E-waste has become a global problem. Unfortunately, the majority of discarded used technology, known as e-waste, is dumped or processed in unsafe conditions. Around 78% of electronic products aren’t properly recycled — and the garbage pile keeps growing.
In 2024, the world churned out 1.22 billion smartphones. Add this to the billions of TVs, laptops, and computers, and what we have is a saturated market that fuels a throwaway cycle.
A United Nations report forecasts that e-waste will grow to 80 million tonnes by 2030. “That’s enough to fill 1.5 million 40-ton trucks, which could circle the planet,” says Eric Ingebretsen, Chief Commercial Officer at SK Tes, which runs 40 global IT Asset Disposition (ITAD) sites and processes hundreds of millions of pounds of electronics annually.

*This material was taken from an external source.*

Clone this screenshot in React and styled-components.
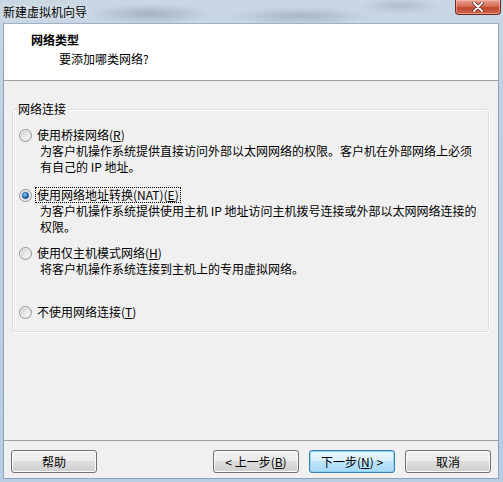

Clearly, the world urgently needs e-waste projects that can reverse the global situation — while driving business.
A Danish robotic solution
At the Danish Technological Institute, researchers are building an AI-driven robotic system that could help tackle e-waste while scaling, modernising, and empowering the tech refurbishment industry.

The system is equipped with a robotic arm, a dedicated toolbox, and a camera. It’s trained to replace laptop screens — a manual and time-consuming task that local businesses struggle to find workers for due to the tedious processes involved, Olsen said.
Olsen and his team have already trained the robot to replace screens of two laptop models and their submodels. They’re now hard at work to expand the robot’s screen disassembly capabilities to more laptop models and brands.